Look at the big picture and set your objectives for long-term success.  Ensure you have done your homework before going in with a “firm” hand.  We naturally want to be right, but at what cost?  Remember the “don’t sweat the small stuff?” – it is easy to get caught up on being right that you lose what the ultimate goal really is.

  • Keeping Unnecessary Expressions Under Control

As in the quote above tolerance is a key practice.  When others do not agree with our views on personal or professional circumstances that sometimes can feel like we are being dismissed or that the other parties are saying we are in the wrong.  Raising of the voice, aggressive tones or patronizing undertones, rolling of the eyes will not change anyone’s mind to see your way, but perhaps feel like you are the antagonizer.  You can stand your ground and maintain your beliefs, but understand others have their own too.

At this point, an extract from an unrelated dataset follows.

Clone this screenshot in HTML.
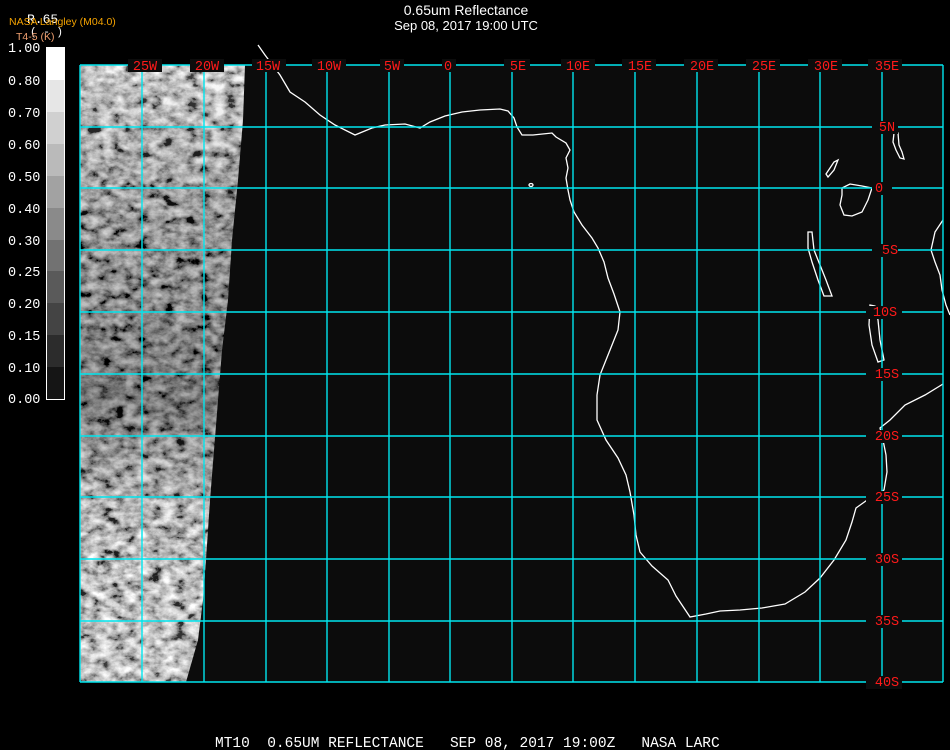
<!DOCTYPE html>
<html><head><meta charset="utf-8"><style>
html,body{margin:0;padding:0;background:#000;width:950px;height:750px;overflow:hidden}
body{position:relative;font-family:"Liberation Sans",sans-serif}
.t{position:absolute;color:#fff;font-size:13px;white-space:nowrap}
.m{position:absolute;font-family:"Liberation Mono",monospace;white-space:nowrap}
</style></head><body>
<div class="t" style="left:0;width:932px;text-align:center;top:2px;font-size:14px">0.65um Reflectance</div>
<div class="t" style="left:0;width:932px;text-align:center;top:18px;font-size:13px">Sep 08, 2017 19:00 UTC</div>
<div class="m" style="left:27px;top:12px;color:#fff;font-size:13px">R.65</div>
<div class="m" style="left:30px;top:27px;color:#fff;font-size:11px">( - )</div>
<div class="t" style="left:9px;top:16px;color:#f5a300;font-size:10.5px">NASA Langley (M04.0)</div>
<div class="t" style="left:16px;top:31px;color:#f0a070;font-size:10.5px">T4-5 (K)</div>
<svg width="950" height="750" style="position:absolute;left:0;top:0">
<defs>
<filter id="n" x="0" y="0" width="100%" height="100%">
<feTurbulence type="fractalNoise" baseFrequency="0.08 0.12" numOctaves="5" seed="7"/>
<feColorMatrix type="matrix" values="1.3 1.3 0 0 -0.85  1.3 1.3 0 0 -0.85  1.3 1.3 0 0 -0.85  0 0 0 0 1"/>
</filter>
<linearGradient id="g" x1="0" y1="0" x2="0" y2="1">
<stop offset="0" stop-color="#fff" stop-opacity="0.25"/>
<stop offset="0.3" stop-color="#000" stop-opacity="0.2"/>
<stop offset="0.55" stop-color="#000" stop-opacity="0.35"/>
<stop offset="0.8" stop-color="#fff" stop-opacity="0.1"/>
<stop offset="1" stop-color="#fff" stop-opacity="0.25"/>
</linearGradient>
<clipPath id="c"><polygon points="80,65 245,65 243,120 238,180 232,240 228,300 222,350 218,400 214,450 210,500 206,560 203,600 198,640 186,682 80,682"/></clipPath>
</defs>
<rect x="80" y="65" width="863" height="617" fill="#0c0c0c"/>
<g clip-path="url(#c)"><rect x="80" y="65" width="170" height="617" filter="url(#n)"/><rect x="80" y="65" width="170" height="617" fill="url(#g)"/></g>
<g fill="none" stroke="#fff" stroke-width="1.3">
<polyline points="258,45 265,55 280,75 290,92 305,102 320,115 335,125 355,135 372,128 385,125 405,124 420,128 430,122 445,116 462,112 480,110 500,109 508,111 514,118 517,127 522,135 533,135 552,133 556,137 566,143 570,150 566,158 568,168 566,178 568,190 570,200 574,212 582,225 592,238 598,248 604,262 608,278 614,294 620,312 618,330 612,345 606,360 600,375 597,395 597,420 606,440 618,458 626,475 630,492 634,515 636,535 640,552 652,566 668,580 676,596 690,617 706,614 720,611 740,610 762,608 785,604 805,592 820,578 834,560 846,540 852,522 856,508 870,498 884,490 887,472 886,455 883,440 880,428 890,420 905,405 925,395 943,384"/>
<polyline points="943,220 935,232 931,250 935,262 940,275 942,290 946,305 950,315"/>
<polygon points="842,188 850,184 862,186 872,188 868,200 862,212 852,216 844,215 840,205 842,195"/>
<polygon points="808,232 812,232 814,250 820,265 826,280 832,296 824,296 818,280 812,262 808,248"/>
<polygon points="870,305 875,306 878,320 880,340 884,360 878,362 872,345 869,325"/>
<polygon points="894,133 898,133 899,145 902,152 904,159 900,158 896,150 893,142"/>
<polygon points="826,174 834,162 838,160 834,170 828,177"/>
<ellipse cx="531" cy="185" rx="2" ry="1.5"/>
</g>
<g stroke="#00e5ee" stroke-width="1.4">
<line x1="80" y1="65" x2="943" y2="65"/>
<line x1="80" y1="127" x2="943" y2="127"/><line x1="80" y1="188" x2="943" y2="188"/>
<line x1="80" y1="250" x2="943" y2="250"/><line x1="80" y1="312" x2="943" y2="312"/>
<line x1="80" y1="374" x2="943" y2="374"/><line x1="80" y1="436" x2="943" y2="436"/>
<line x1="80" y1="497" x2="943" y2="497"/><line x1="80" y1="559" x2="943" y2="559"/>
<line x1="80" y1="621" x2="943" y2="621"/><line x1="80" y1="682" x2="943" y2="682"/>
<line x1="80" y1="65" x2="80" y2="682"/><line x1="142" y1="65" x2="142" y2="682"/>
<line x1="204" y1="65" x2="204" y2="682"/><line x1="266" y1="65" x2="266" y2="682"/>
<line x1="327" y1="65" x2="327" y2="682"/><line x1="389" y1="65" x2="389" y2="682"/>
<line x1="450" y1="65" x2="450" y2="682"/><line x1="512" y1="65" x2="512" y2="682"/>
<line x1="573" y1="65" x2="573" y2="682"/><line x1="635" y1="65" x2="635" y2="682"/>
<line x1="697" y1="65" x2="697" y2="682"/><line x1="759" y1="65" x2="759" y2="682"/>
<line x1="820" y1="65" x2="820" y2="682"/><line x1="882" y1="65" x2="882" y2="682"/>
<line x1="943" y1="65" x2="943" y2="682"/>
</g>
<g fill="#0c0c0c">
<rect x="128" y="59" width="34" height="13"/><rect x="190" y="59" width="34" height="13"/><rect x="252" y="59" width="34" height="13"/><rect x="312" y="59" width="34" height="13"/><rect x="380" y="59" width="24" height="13"/><rect x="442" y="59" width="14" height="13"/><rect x="504" y="59" width="26" height="13"/><rect x="561" y="59" width="34" height="13"/><rect x="622" y="59" width="34" height="13"/><rect x="684" y="59" width="34" height="13"/><rect x="746" y="59" width="34" height="13"/><rect x="808" y="59" width="34" height="13"/><rect x="868" y="59" width="34" height="13"/>
<rect x="872" y="121" width="26" height="13"/><rect x="872" y="182" width="20" height="13"/><rect x="872" y="244" width="26" height="13"/><rect x="866" y="306" width="36" height="13"/><rect x="866" y="368" width="36" height="13"/><rect x="866" y="430" width="36" height="13"/><rect x="866" y="491" width="36" height="13"/><rect x="866" y="553" width="36" height="13"/><rect x="866" y="615" width="36" height="13"/><rect x="866" y="676" width="36" height="13"/>
</g>
<g fill="#ff1a1a" font-family="Liberation Mono, monospace" font-size="13.5" text-anchor="middle">
<text x="145" y="70">25W</text><text x="207" y="70">20W</text><text x="268" y="70">15W</text><text x="329" y="70">10W</text><text x="392" y="70">5W</text><text x="448" y="70">0</text><text x="518" y="70">5E</text><text x="578" y="70">10E</text><text x="640" y="70">15E</text><text x="702" y="70">20E</text><text x="764" y="70">25E</text><text x="826" y="70">30E</text><text x="887" y="70">35E</text>
<text x="887" y="131">5N</text><text x="879" y="192">0</text><text x="890" y="254">5S</text><text x="885" y="316">10S</text><text x="887" y="378">15S</text><text x="887" y="440">20S</text><text x="887" y="501">25S</text><text x="887" y="563">30S</text><text x="887" y="625">35S</text><text x="887" y="686">40S</text>
</g>
<g>
<rect x="46" y="47" width="18" height="33" fill="#fff"/>
<rect x="46" y="80" width="18" height="32" fill="#e6e6e6"/>
<rect x="46" y="112" width="18" height="32" fill="#d0d0d0"/>
<rect x="46" y="144" width="18" height="32" fill="#bababa"/>
<rect x="46" y="176" width="18" height="32" fill="#a2a2a2"/>
<rect x="46" y="208" width="18" height="32" fill="#8a8a8a"/>
<rect x="46" y="240" width="18" height="31" fill="#727272"/>
<rect x="46" y="271" width="18" height="32" fill="#5a5a5a"/>
<rect x="46" y="303" width="18" height="32" fill="#444"/>
<rect x="46" y="335" width="18" height="32" fill="#2c2c2c"/>
<rect x="46" y="367" width="18" height="32" fill="#151515"/>
<rect x="46.5" y="47.5" width="18" height="352" fill="none" stroke="#fff" stroke-width="1"/>
</g>
<g fill="#fff" font-family="Liberation Mono, monospace" font-size="13.5">
<text x="8" y="52">1.00</text><text x="8" y="85">0.80</text><text x="8" y="117">0.70</text><text x="8" y="149">0.60</text><text x="8" y="181">0.50</text><text x="8" y="213">0.40</text><text x="8" y="245">0.30</text><text x="8" y="276">0.25</text><text x="8" y="308">0.20</text><text x="8" y="340">0.15</text><text x="8" y="372">0.10</text><text x="8" y="403">0.00</text>
</g>
<text x="215" y="747" fill="#fff" font-family="Liberation Mono, monospace" font-size="14.5" xml:space="preserve">MT10  0.65UM REFLECTANCE   SEP 08, 2017 19:00Z   NASA LARC</text>
</svg>
</body></html>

  • Listen, Listen, Listen

Perhaps the most important practice of all.  Sometimes it is very difficult to listen when we are trying to make our point, feeling unheard or unimportant which can turn into not allowing anyone else to speak.  I don’t know who came up with this term, but no we do not live in “a universe of one” – I love that!  Listening and I mean really listening requires empathy as well.  We may still not agree with what the other person(s) opinion or view is, but we can gain some insight into what they are trying to say.

  • Accepting That Clashing Will Happen And Knowing When To Close

The end result is one that should end on a positive note.  In business and our personal lives being a team player is what it takes to be successful.  Sometimes you may feel like the innovator, the one with the great “eureka” moment and the rest of the group doesn’t quite see it the same way.  Disagreeing in a respectful manner is what can allow us to grow, to learn from others and to teach others having an open mind.  Knowing when to move on and not dwell that “your way” wasn’t accepted.  Stay focused and aligned with your goals while remaining supportive and respectful

These are lessons I’ve learned along the way – sometimes not in the easiest ways, but self-control has led to self-assurance and resulted in confidence – one of the most important attributes one can possess – beauty is confidence.